Get ready for the next big thing in the world of hard drives as Samsung recently unveiled what is, as of the moment, the “world’s largest hard drive” with a massive capacity of 16 terabytes.
According to a report by Ars Technica, Samsung unveiled the new PM1633a, the world’s largest hard drive that manages to squeeze 16 terabytes worth of storage space into a 2.5-inch SSD piece. The hard drive uses NAND flash chips, and is actually the technology behind the huge promise of capacity on the new SSD model.
The new 16TB PM1633a SSD is the South Korean tech giant’s new 256-gigabit, V-NAND flash memory, which can have a storage capacity of 32GB per die, twice the previous standards in SSD technology.
“With the introduction of our 3rd generation V-NAND flash memory to the global market, we can now provide the best advanced memory solutions, with even higher efficiency based on improved performance, power utilization and manufacturing productivity, thereby accelerating growth of the high-performance and the high-density SSD markets,” said Young-Hyun Jun, President of the Memory Business at Samsung Electronics, in an earlier press release. “By making full use of Samsung V-NAND’s excellent features, we will expand our premium-level business in the enterprise and data center market segments, as well as in the consumer market, while continuing to strengthen our strategic SSD focus.”
The new 16TB hard drive uses around 480 to 500 of Samsung’s new 256Gbit dies.

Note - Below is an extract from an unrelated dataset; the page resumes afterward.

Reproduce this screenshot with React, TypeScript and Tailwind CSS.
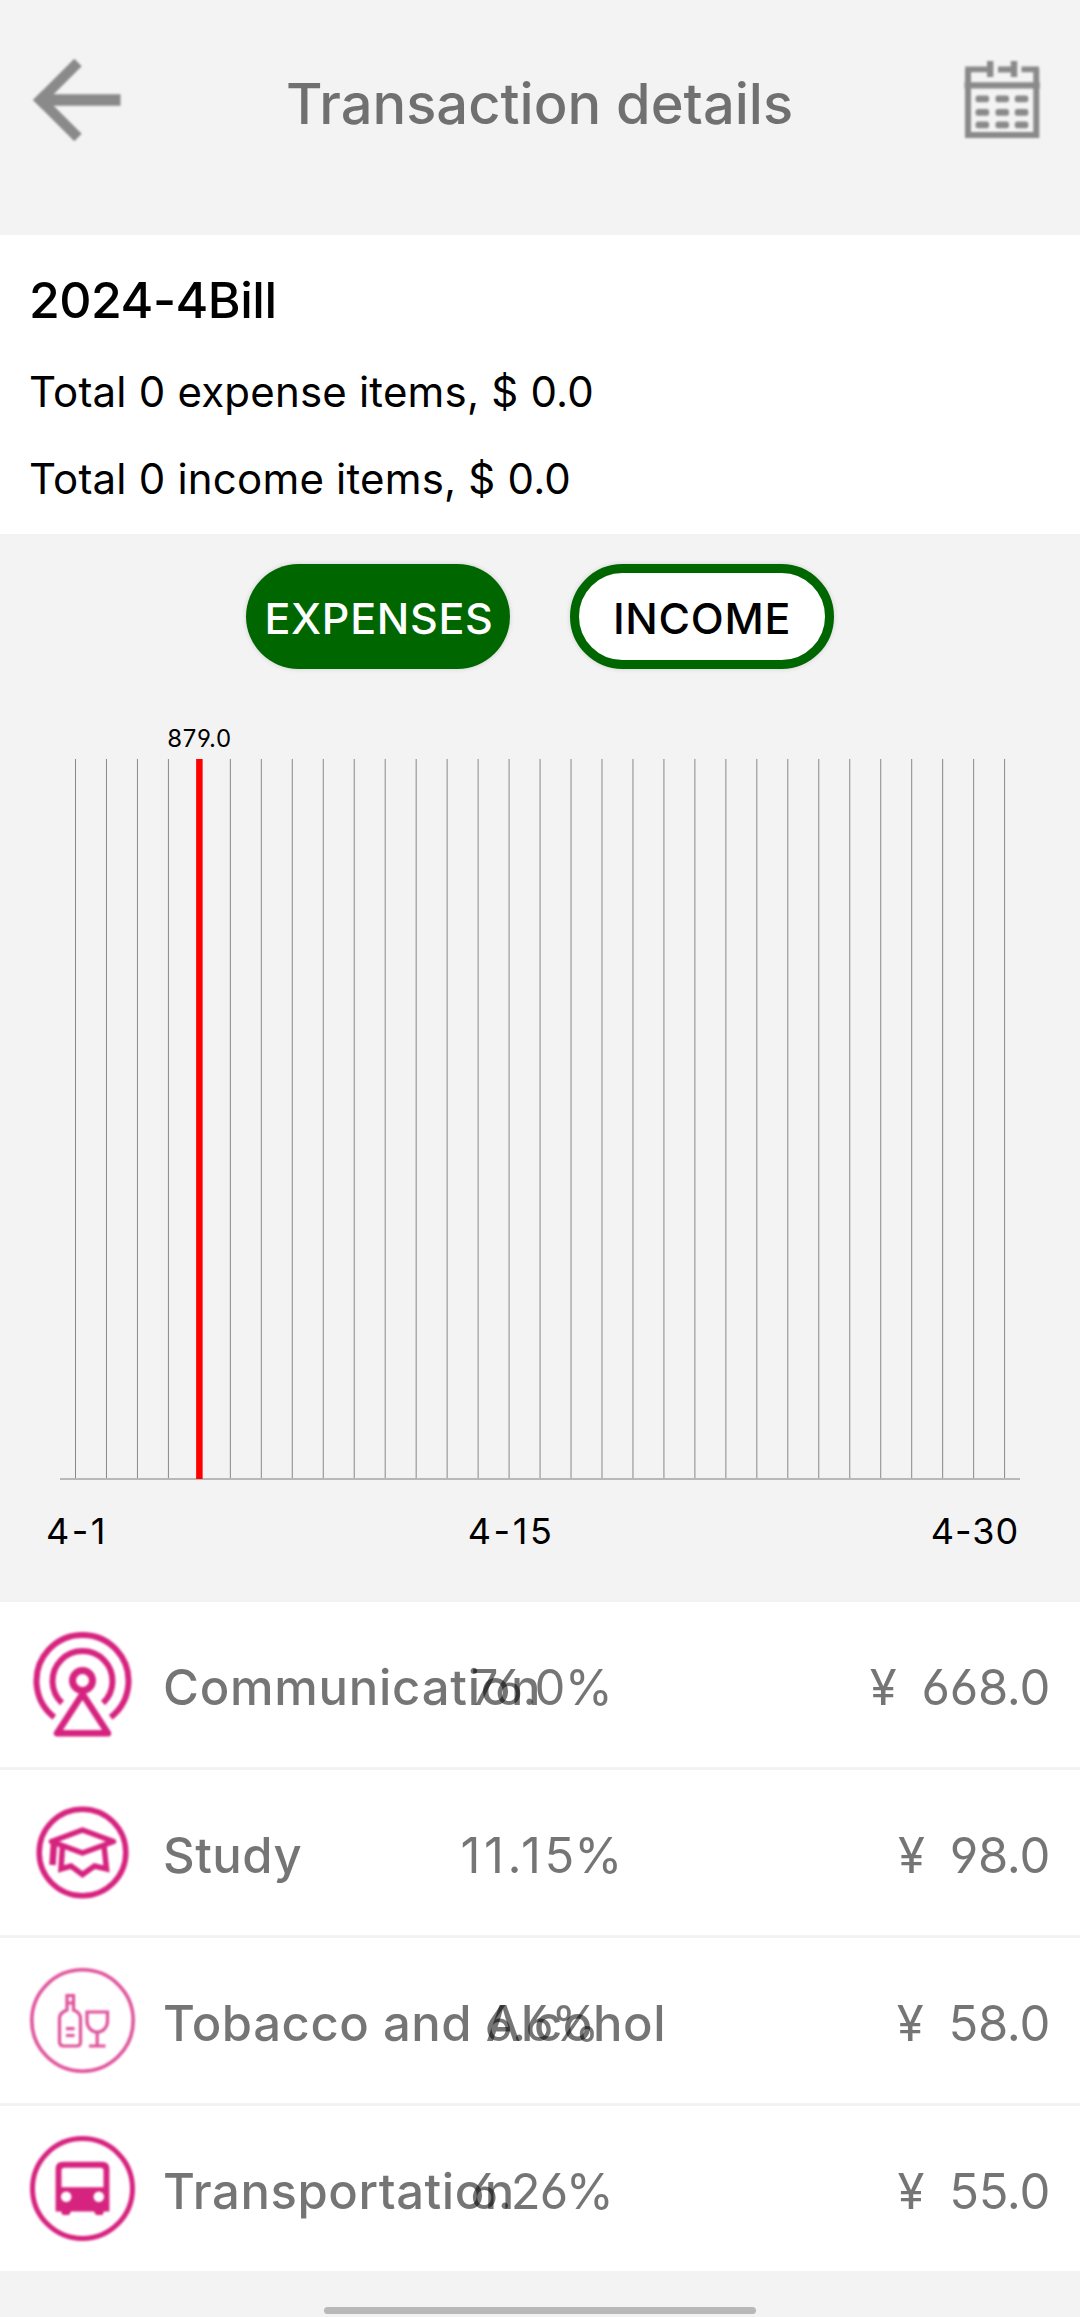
import type { ReactNode } from "react";

const PINK = "#d6237f";
const DAY_STEP = 30.97;
const FIRST_DAY_X = 75.5;
const dayX = (index: number) => FIRST_DAY_X + index * DAY_STEP;

function ArrowIcon() {
  return (
    <svg className="h-[90px] w-[92px] blur-[0.8px]" viewBox="32 55 92 90" fill="none" stroke="#8a8a8a" strokeWidth="10.5">
      <path d="M78 62.500 40.500 100 78 137.500" />
      <path d="M41 100H120.500" strokeWidth="11.5" />
      <path d="M33 100 42 91V109Z" fill="#8a8a8a" stroke="none" />
    </svg>
  );
}

function CalendarIcon() {
  return (
    <svg className="h-[80px] w-[78px] blur-[0.8px]" viewBox="963 60 78 80" fill="#8a8a8a">
      <path d="M968 69V135H1036.300V69" fill="none" stroke="#8a8a8a" strokeWidth="6" />
      <path d="M965.200 66.500H990V72.300H965.200ZM998 66.500H1014V72.500H998ZM1021.500 66.500H1039V72.300H1021.500ZM964.500 82.300H1039.800V88.500H964.500Z" />
      <path d="M987 61H993.400V77H987ZM1010.800 61H1017.200V77H1010.800Z" />
      {[95.5, 108.9, 121.5].map((y) =>
        [975.6, 995.5, 1014.8].map((x) => <rect key={`${x}-${y}`} x={x} y={y} width="13.500" height="6.800" rx="2.500" />),
      )}
    </svg>
  );
}

function CommunicationIcon() {
  return (
    <g stroke={PINK} strokeWidth="6">
      <path d="M24.300 85.300A46 46 0 1 1 80.700 85.300" />
      <path d="M32 71A30 30 0 1 1 73 71" />
      <circle cx="52.5" cy="48.5" r="10" strokeWidth="7" />
      <path d="M52.500 62 27 101.300H78Z" strokeWidth="6.500" strokeLinejoin="round" />
    </g>
  );
}

function StudyIcon() {
  return (
    <g stroke={PINK} strokeWidth="5.500">
      <circle cx="52.5" cy="52.5" r="43.300" strokeWidth="5.500" />
      <path d="M52.500 30 21.500 41.500 52.500 53 83.500 41.500Z" strokeLinejoin="round" />
      <path d="M24 42 22.500 65" strokeWidth="6.500" />
      <path d="M32.500 46 31 69 41 66 52.500 74.500 64.500 66 76.500 69 74 46" />
    </g>
  );
}

function AlcoholIcon() {
  return (
    <g stroke={PINK} strokeWidth="3.200" opacity="0.78">
      <circle cx="52.5" cy="52.5" r="50.700" strokeWidth="3.600" />
      <path d="M37 27.500H43.500V42C48.500 44 50.500 46 50.500 50V74C50.500 77 49.500 78 46.500 78H34C31 78 29.500 77 29.500 74V50C29.500 46 32 44 37 42Z" />
      <path d="M37 35H44M36 60.700H44.500M36 67.500H44.500" />
      <path d="M57 44H77.500V53A10.200 11 0 0 1 57 53ZM67.200 64V77.500M59 78H75.500" />
    </g>
  );
}

function BusIcon() {
  return (
    <g fill={PINK}>
      <circle cx="52.5" cy="52.5" r="50" fill="none" stroke={PINK} strokeWidth="5" />
      <path
        fillRule="evenodd"
        d="M33 25.700H72Q79.400 25.700 79.400 33V75.500H74L72.500 79H66L64 75.500H41L39 79H32.500L31 75.500H25.600V33Q25.600 25.700 33 25.700ZM34.500 31.700Q31.500 31.700 31.500 34.500V51.300H73.500V34.500Q73.500 31.700 70.500 31.700ZM36.200 55.500A5.200 5.200 0 1 0 36.200 66A5.200 5.200 0 1 0 36.200 55.500ZM68.800 55.500A5.200 5.200 0 1 0 68.800 66A5.200 5.200 0 1 0 68.800 55.500Z"
      />
    </g>
  );
}

type Item = { name: string; nameClass: string; percent: ReactNode; percentClass: string; amount: string; icon: ReactNode };

const items: Item[] = [
  { name: "Communication", nameClass: "tracking-[0.75px]", percent: "76.0%", percentClass: "tracking-[-0.7px]", amount: "668.0", icon: <CommunicationIcon /> },
  {
    name: "Study",
    nameClass: "tracking-[0.5px]",
    percent: (
      <>
        <span className="tracking-[3.6px]">11.1</span>5%
      </>
    ),
    percentClass: "",
    amount: "98.0",
    icon: <StudyIcon />,
  },
  { name: "Tobacco and Alcohol", nameClass: "tracking-[0.55px]", percent: "6.6%", percentClass: "tracking-[-0.9px]", amount: "58.0", icon: <AlcoholIcon /> },
  { name: "Transportation", nameClass: "tracking-[0.55px]", percent: "6.26%", percentClass: "tracking-[-0.9px]", amount: "55.0", icon: <BusIcon /> },
];

function BillChart() {
  return (
    <svg className="block h-[933px] w-full" viewBox="0 669 1080 933" textAnchor="middle">
      {Array.from({ length: 31 }, (_, i) => (
        <path key={i} d={`M${dayX(i)} 759V1479`} stroke="#888888" strokeWidth="1" />
      ))}
      <path d="M60 1479H1020" stroke="#b8b8b8" strokeWidth="2" />
      <path d={`M${dayX(4)} 759V1479`} stroke="#ff0000" strokeWidth="6.500" />
      <text x="199.5" y="747" className="text-[24px] tracking-[0.6px]">879.0</text>
      <g className="text-[36px]">
        <text x="77" y="1543.5" className="tracking-[2.5px]">4-1</text>
        <text x="511" y="1543.5" className="tracking-[2.6px]">4-15</text>
        <text x="975" y="1543.5" className="tracking-[1px]">4-30</text>
      </g>
    </svg>
  );
}

export default function App() {
  return (
    <div className="flex h-[2317px] w-[1080px] flex-col overflow-hidden bg-[#f3f3f3] font-['Inter',sans-serif] font-normal text-black [font-feature-settings:'cv03','cv04']">
      <header className="flex h-[235px] items-start justify-between pr-[39px] pl-[32px]">
        <div className="mt-[55px]"><ArrowIcon /></div>
        <h1 className="mt-[64px] ml-[-8px] text-[56px] leading-[80px] font-medium text-black/54">Transaction details</h1>
        <div className="mt-[60px]"><CalendarIcon /></div>
      </header>

      <section className="h-[299px] bg-white px-[29px] pt-[30px] text-[42px] leading-[87px] tracking-[0.2px]">
        <h2 className="mb-[13px] text-[50px] leading-[70px] font-medium tracking-[-0.5px]">2024-4Bill</h2>
        <p>Total 0 expense items, $ 0.0</p>
        <p>Total 0 income items, $ 0.0</p>
      </section>

      <div className="flex justify-center gap-[60px] pt-[30px] text-[43px] font-medium tracking-[0.7px]">
        <button className="flex h-[105px] w-[264px] items-center justify-center rounded-full bg-[#006600] pt-1 pl-[2px] text-white shadow-[0_0_5px_rgba(0,0,0,0.15)]">
          EXPENSES
        </button>
        <button className="flex h-[105px] w-[264px] items-center justify-center rounded-full border-[9px] border-[#006600] bg-white pt-1 shadow-[0_0_5px_rgba(0,0,0,0.15)]">
          INCOME
        </button>
      </div>

      <BillChart />

      <ul className="flex flex-col gap-[3px] text-[49px] leading-[60px] text-black/54">
        {items.map((item) => (
          <li key={item.name} className="relative flex h-[165px] items-center gap-[28px] bg-white px-[30px]">
            <svg className="size-[105px] blur-[0.8px]" viewBox="0 0 105 105" fill="none">{item.icon}</svg>
            <span className={`mt-[6px] font-medium whitespace-nowrap ${item.nameClass}`}>{item.name}</span>
            <span className={`absolute inset-x-0 top-[56px] pl-[3px] text-center ${item.percentClass}`}>{item.percent}</span>
            <span className="mt-[6px] ml-auto flex gap-[25px] tracking-[-0.3px]">
              <span>¥</span>
              <span>{item.amount}</span>
            </span>
          </li>
        ))}
      </ul>

      <div className="mt-[36px] h-[7px] w-[432px] self-center rounded-full bg-[#b8b8b8]" />
    </div>
  );
}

The SSD was unveiled at the previous Flash Memory Summit, where Samsung presented a server equipped with 48 PM1633a 16TB SSDs, totalling a storage capacity of almost 768 terabytes at 2,000,000 IOPS. By way of comparison to give readers a better idea of just how powerful this new Samsung hard drive is, a normal PC SSD has a performance rate of 10,000-90,000 IOPS only.
Samsung plans to market the new 16TB PM1633a SSD as an enterprise-grade hard drive, so interested users can now expect that the SSD to come at a cost. While there is no official release date or price announced yet, Ars Technica predicts that the price for the Samsung 16TB PM1633a would not go any lower than 5,000.